Tu multiplies les rencontres et tu suscites l’intérêt. Ca roule plutôt vite pour toi…
Par rapport à tout ce qui se fait, j’ai l’impression que c’est le rythme normal. Du moins pour les gens qui font de la musique qui passe par les mêmes médias que moi, qui font du son chez eux. En tout cas, je pense que si ça a pu aller vite, je ne suis pas une exception : ça fait partie de notre époque, tout va toujours très vite.
J’ai vu ta vingtaine de playlists sur YouTube. Indie, hip-hop, pop, R&B… De quelle manière ces différentes scènes t’inspirent-elles ?
Déjà, je n’écoute plus d’indie aujourd’hui. J’ai eu ma phase en 2011 quand la scène bougeait bien mais j’ai toujours écouté plein de styles différents. En fait, il y a plein de sons que je kiffe pour plein de raisons différentes. Ils ne me procurent pas les mêmes sensations.
En parlant de sensations, lesquelles aimes-tu développer dans ta musique ?
Quand je crée, la sensation dans laquelle je me situe est assez nostalgique. Ca tourne autour de ces sentiments-là. J’écoute aussi beaucoup de club music. C’est un truc qui, est très important dans mon panel d’émotions ; et pourtant, quand je compose, je n’ai pas l’impression que ce soit la première chose que j’aie envie de retranscrire.
Ce sont des choix qui se font, on ne sait jamais trop pourquoi. Avec le peu de recul que j’ai sur mon travail, j’aurai tendance à dire que je suis harmoniquement et mélodieusement orientée très pop. Pas forcément dans les sons utilisés, dans les techniques ou les samples, mais plutôt dans la mélodie. En termes de solfège, les suites d’accords que je sors, tu peux les retrouver dans des milliers de chansons. Elles caractérisent souvent les morceaux pop. En tout cas, si je devais parler de ce que je fais, je dirais que l’influence de la pop est celle qui prend le plus de place.
Tu es une artiste résolument indépendante mais influencée par la pop. Et le conflit indé / mainstream alors, t’en fais quoi ?
C’est un truc qui n’existe pas pour moi.

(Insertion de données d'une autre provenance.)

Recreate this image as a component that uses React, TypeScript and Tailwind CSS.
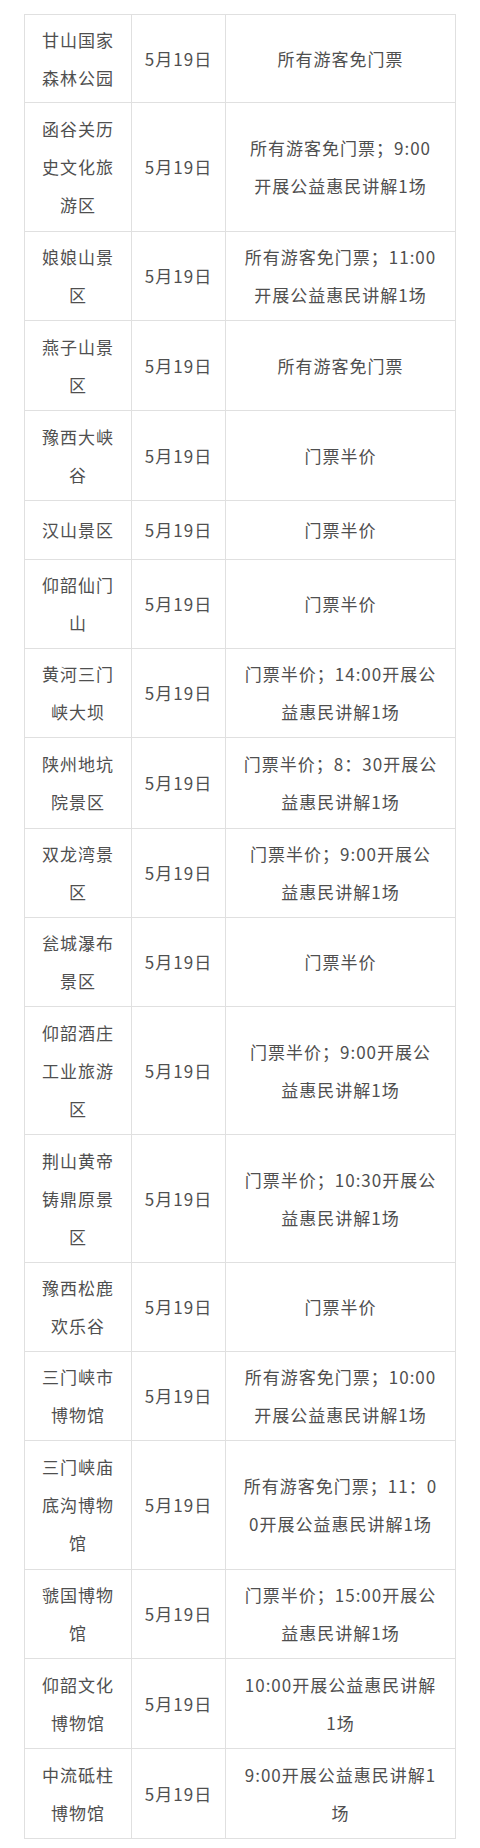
import React from 'react';

interface Row {
  name: string[];
  info: string[];
  h: string;
}

const rows: Row[] = [
  { name: ['甘山国家', '森林公园'], info: ['所有游客免门票'], h: 'h-[88px]' },
  { name: ['函谷关历', '史文化旅', '游区'], info: ['所有游客免门票；9:00', '开展公益惠民讲解1场'], h: 'h-[129px]' },
  { name: ['娘娘山景', '区'], info: ['所有游客免门票；11:00', '开展公益惠民讲解1场'], h: 'h-[89px]' },
  { name: ['燕子山景', '区'], info: ['所有游客免门票'], h: 'h-[90px]' },
  { name: ['豫西大峡', '谷'], info: ['门票半价'], h: 'h-[90px]' },
  { name: ['汉山景区'], info: ['门票半价'], h: 'h-[59px]' },
  { name: ['仰韶仙门', '山'], info: ['门票半价'], h: 'h-[89px]' },
  { name: ['黄河三门', '峡大坝'], info: ['门票半价；14:00开展公', '益惠民讲解1场'], h: 'h-[89px]' },
  { name: ['陕州地坑', '院景区'], info: ['门票半价；8：30开展公', '益惠民讲解1场'], h: 'h-[91px]' },
  { name: ['双龙湾景', '区'], info: ['门票半价；9:00开展公', '益惠民讲解1场'], h: 'h-[89px]' },
  { name: ['瓮城瀑布', '景区'], info: ['门票半价'], h: 'h-[89px]' },
  { name: ['仰韶酒庄', '工业旅游', '区'], info: ['门票半价；9:00开展公', '益惠民讲解1场'], h: 'h-[128px]' },
  { name: ['荆山黄帝', '铸鼎原景', '区'], info: ['门票半价；10:30开展公', '益惠民讲解1场'], h: 'h-[128px]' },
  { name: ['豫西松鹿', '欢乐谷'], info: ['门票半价'], h: 'h-[89px]' },
  { name: ['三门峡市', '博物馆'], info: ['所有游客免门票；10:00', '开展公益惠民讲解1场'], h: 'h-[89px]' },
  { name: ['三门峡庙', '底沟博物', '馆'], info: ['所有游客免门票；11：0', '0开展公益惠民讲解1场'], h: 'h-[129px]' },
  { name: ['虢国博物', '馆'], info: ['门票半价；15:00开展公', '益惠民讲解1场'], h: 'h-[89px]' },
  { name: ['仰韶文化', '博物馆'], info: ['10:00开展公益惠民讲解', '1场'], h: 'h-[90px]' },
  { name: ['中流砥柱', '博物馆'], info: ['9:00开展公益惠民讲解1', '场'], h: 'h-[89px]' },
];

function Lines({ lines }: { lines: string[] }) {
  return (
    <div className="text-center">
      {lines.map((l, i) => (
        <div key={i} className="whitespace-nowrap">{l}</div>
      ))}
    </div>
  );
}

export default function App() {
  return (
    <div
      className="min-h-screen bg-white pt-[14px] pl-[24px] text-[17px] leading-[38px] tracking-[1px] text-[#4f4f4f]"
      style={{ fontFamily: '"Noto Sans CJK SC", "Noto Sans", sans-serif' }}
    >
      <div className="w-[432px] border border-[#e0e0e0]">
        {rows.map((row, i) => (
          <div
            key={i}
            className={`grid grid-cols-[107px_94px_229px] ${row.h} ${i < rows.length - 1 ? 'border-b border-[#e0e0e0]' : ''}`}
          >
            <div className="flex items-center justify-center border-r border-[#e0e0e0]">
              <Lines lines={row.name} />
            </div>
            <div className="flex items-center justify-center border-r border-[#e0e0e0]">
              5月19日
            </div>
            <div className="flex items-center justify-center">
              <Lines lines={row.info} />
            </div>
          </div>
        ))}
      </div>
    </div>
  );
}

Les choses existent parce qu’il y a des gens pour les écouter ; et on n’écoute pas tous la musique pour les mêmes raisons. Il y a des gens qui cherchent quelque chose à écouter quand ils font la cuisine, d’autres qui ont envie de pleureur – enfin, je sais pas…
Ca ne sert à rien d’essayer de créer des jugements de valeur entre les choses ou de s’insurger que tel artiste n’écrive pas ses propres trucs. On s’en tape ! Ce qui est important, c’est ce que tu ressens quand tu écoutes du son. Ce qui compte, c’est pourquoi tu écoutes tel ou tel artiste.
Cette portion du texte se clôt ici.